The hungry traveller can choose from a wide choice of eateries. In this city, you'll find all kinds of food from all corners of the world. Most restaurants offer Czech as well as international dishes.
The price of a restaurant meal is around 150,- CZK, drinks aroud 30,- CZK. Most restaurants accept international credit cards. Restaurants are open usually to 11 or 12 p.m.
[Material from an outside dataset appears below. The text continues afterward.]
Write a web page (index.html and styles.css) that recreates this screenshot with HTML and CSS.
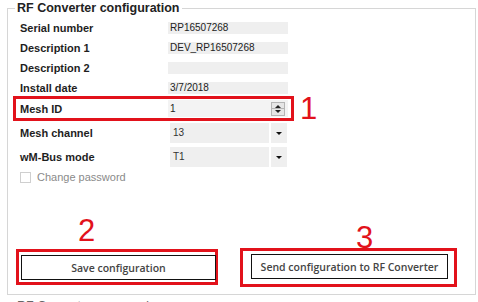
FILE: index.html
```html
<!DOCTYPE html>
<html>
<head>
    <title>RF Converter configuration</title>
    <link rel="stylesheet" href="styles.css">
</head>
<body>
    <fieldset class="panel">
        <legend>RF Converter configuration</legend>
        <div class="rows">
            <div class="row">
                <span class="label">Serial number</span>
                <span class="value">RP16507268</span>
            </div>
            <div class="row">
                <span class="label">Description 1</span>
                <span class="value">DEV_RP16507268</span>
            </div>
            <div class="row">
                <span class="label">Description 2</span>
                <span class="value"></span>
            </div>
            <div class="row">
                <span class="label">Install date</span>
                <span class="value">3/7/2018</span>
            </div>
            <div class="marked">
                <div class="row mesh">
                    <span class="label">Mesh ID</span>
                    <span class="spin">
                        <span class="spin-text">1</span>
                        <span class="spin-btns">
                            <span class="spin-up"></span>
                            <span class="spin-down"></span>
                        </span>
                    </span>
                </div>
                <span class="num num-1">1</span>
            </div>
            <div class="row sel-row">
                <span class="label">Mesh channel</span>
                <span class="select"><span class="select-text">13</span><span class="arrow"></span></span>
            </div>
            <div class="row sel-row">
                <span class="label">wM-Bus mode</span>
                <span class="select"><span class="select-text">T1</span><span class="arrow"></span></span>
            </div>
            <div class="row check-row">
                <span class="checkbox"></span>
                <span class="check-label">Change password</span>
            </div>
        </div>
        <div class="actions">
            <div class="action action-save">
                <div class="num">2</div>
                <div class="frame">
                    <button class="btn">Save configuration</button>
                </div>
            </div>
            <div class="action action-send">
                <div class="num">3</div>
                <div class="frame">
                    <button class="btn">Send configuration to RF Converter</button>
                </div>
            </div>
        </div>
    </fieldset>
    <fieldset class="panel next">
        <legend>RF Converter password</legend>
    </fieldset>
</body>
</html>
```

FILE: styles.css
```css
body {
    margin: 0;
    font-family: "Liberation Sans", Arial, sans-serif;
    background-color: #fff;
    color: #1a1a1a;
    overflow: hidden;
}

.panel {
    margin: 0 2px 0 7px;
    padding: 2px 0 7px 7px;
    border: 1px solid #d6d6d6;
}

.panel legend {
    padding: 0 2px;
    font-size: 12.5px;
    font-weight: bold;
    line-height: 16px;
    color: #222;
}

.panel.next {
    margin-top: 3px;
}

.panel.next legend {
    color: #666;
    font-weight: normal;
}

.rows {
    padding-left: 5px;
}

.row {
    display: flex;
    align-items: center;
    height: 20px;
}

.label {
    width: 148px;
    font-size: 11px;
    font-weight: bold;
    color: #1e1e1e;
}

.value {
    box-sizing: border-box;
    width: 120px;
    height: 12px;
    padding-left: 2px;
    background-color: #efefef;
    font-size: 10px;
    line-height: 12px;
    color: #222;
}

.marked {
    display: flex;
    align-items: flex-start;
    height: 25px;
    margin-top: -2px;
    margin-left: -7px;
}

.row.mesh {
    box-sizing: border-box;
    height: 25px;
    padding: 0 3px 0 4px;
    border: 3px solid #e2121b;
}

.spin {
    box-sizing: border-box;
    display: flex;
    align-items: center;
    justify-content: space-between;
    width: 120px;
    height: 17px;
    padding: 0 3px 0 2px;
    background-color: #f3f3f3;
    font-size: 10px;
    color: #222;
}

.spin-btns {
    display: flex;
    flex-direction: column;
    width: 14px;
    height: 14px;
    border: 1px solid #b5b5b5;
    box-sizing: border-box;
    background-color: #e6e6e6;
}

.spin-up, .spin-down {
    position: relative;
    flex: 1;
}

.spin-up {
    border-bottom: 1px solid #b5b5b5;
}

.spin-up::after, .spin-down::after {
    content: "";
    position: absolute;
    left: 3px;
    top: 2px;
    border-left: 3px solid transparent;
    border-right: 3px solid transparent;
}

.spin-up::after {
    border-bottom: 3px solid #222;
}

.spin-down::after {
    top: 1px;
    border-top: 3px solid #222;
}

.num {
    font-size: 31px;
    line-height: 31px;
    color: #e2121b;
}

.num-1 {
    margin-left: 6px;
    line-height: 25px;
}

.sel-row {
    margin-top: 2px;
}

.sel-row + .sel-row {
    margin-top: 4px;
}

.select {
    display: flex;
    margin-left: 2px;
    width: 117px;
    height: 20px;
    background-color: #efefef;
}

.select-text {
    flex: 1;
    padding-left: 3px;
    font-size: 10px;
    line-height: 20px;
    color: #333;
}

.arrow {
    position: relative;
    width: 16px;
    border-left: 2px solid #fff;
}

.arrow::after {
    content: "";
    position: absolute;
    left: 5px;
    top: 9px;
    border-left: 3px solid transparent;
    border-right: 3px solid transparent;
    border-top: 3px solid #111;
}

.check-row {
    margin-top: 2px;
    height: 16px;
}

.checkbox {
    box-sizing: border-box;
    width: 11px;
    height: 11px;
    border: 1px solid #cfcfcf;
    background-color: #fff;
}

.check-label {
    margin-left: 6px;
    font-size: 11px;
    color: #8a8a8a;
}

.actions {
    display: flex;
    margin-top: 29px;
}

.action-save {
    margin-left: 1px;
    width: 202px;
}

.action-save .num {
    margin-top: 1px;
    padding-left: 62px;
}

.action-save .frame {
    margin-top: 3px;
    padding: 3px 0 2px 2px;
}

.action-send {
    margin-left: 22px;
    width: 217px;
}

.action-send .num {
    margin-top: 8px;
    padding-left: 116px;
}

.action-send .frame {
    margin-top: -5px;
    padding: 3px 6px 5px 8px;
}

.frame {
    border: 3px solid #e2121b;
}

.btn {
    display: block;
    width: 100%;
    height: 25px;
    padding: 0;
    border: 1px solid #111;
    background-color: #fff;
    font-family: "Open Sans", "Liberation Sans", sans-serif;
    font-size: 10.5px;
    font-weight: 600;
    color: #444;
    cursor: pointer;
}

.action-save .btn {
    width: 195px;
}
```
Czech cuisine is quite heavy. Lots of meat (usually pork or beef) served with dumplings, potatoes or rice, in a sauce. The traditional Czech dish is "Knedlo, zelo, vepro" (roast pork served with dumplings and sauerkraut), served always with a glass of beer. Another classic dishes are "Svickova na smetane" (sliced beef sirloin served in a cream sauce with a garnish of cranberries and, of course, dumplings) or "Gulas" (goulash served with dumplings and often garnished with onion slices). For dessert, restaurants serve "Palacinky" (rolled crepes filled with either fruit or jam and topped with whipped cream and chocolate), "Ovocne knedliky" (dumplings filled with plums or other fruit and topped with sugar, cream cheese and melted butter) or "Jablecny strudl" (apple strudel, sometimes served with vanilla ice-cream or whipped cream).
Czech beer "Pivo" is famous worldwide. The best-known Czech beers are Pilsner Urquell "Plzen" and Budweiser "Budejovicky Budvar". Gambrinus, Staropramen, Velkopopovicky Kozel, Krusovice and Radegast are other famous brands. Usually each pub is supplied by a single brewery so only one brand of beer is available. Some beerhouses brew their own beer and it is possible to order an excursion to a brewery. If you would like to taste an original Czech liqueur, order Becherovka. It is a bitter-sweet, yellow herbal drink. It can be served both as an aperitif and a liqueur or diluted with tonic.
Traditional Czech menus have two sets of entrees. The first set is called "hotova jidla" which means ready-to-serve. The other is "minutky" which means cooked-to-order. The first are generally traditional Czech dishes - meats (pork or beef) in heavy cream sauces served with dumplings. Ready-to-serve meals are much cheaper than cooked-to-order meals and are only available until about 3 p.m.
A tip of 5-10% is appreciated in any tourist restaurant with table service. The usual protocol is for them to tell you the total food bill and for you, as you hand over the money, to say how much you are paying with the tip included. For instance, if the bill comes out to 137,- CZK, you pay 150,- CZK leaving your waiter, waitress or bartender a 13,- CZK tip.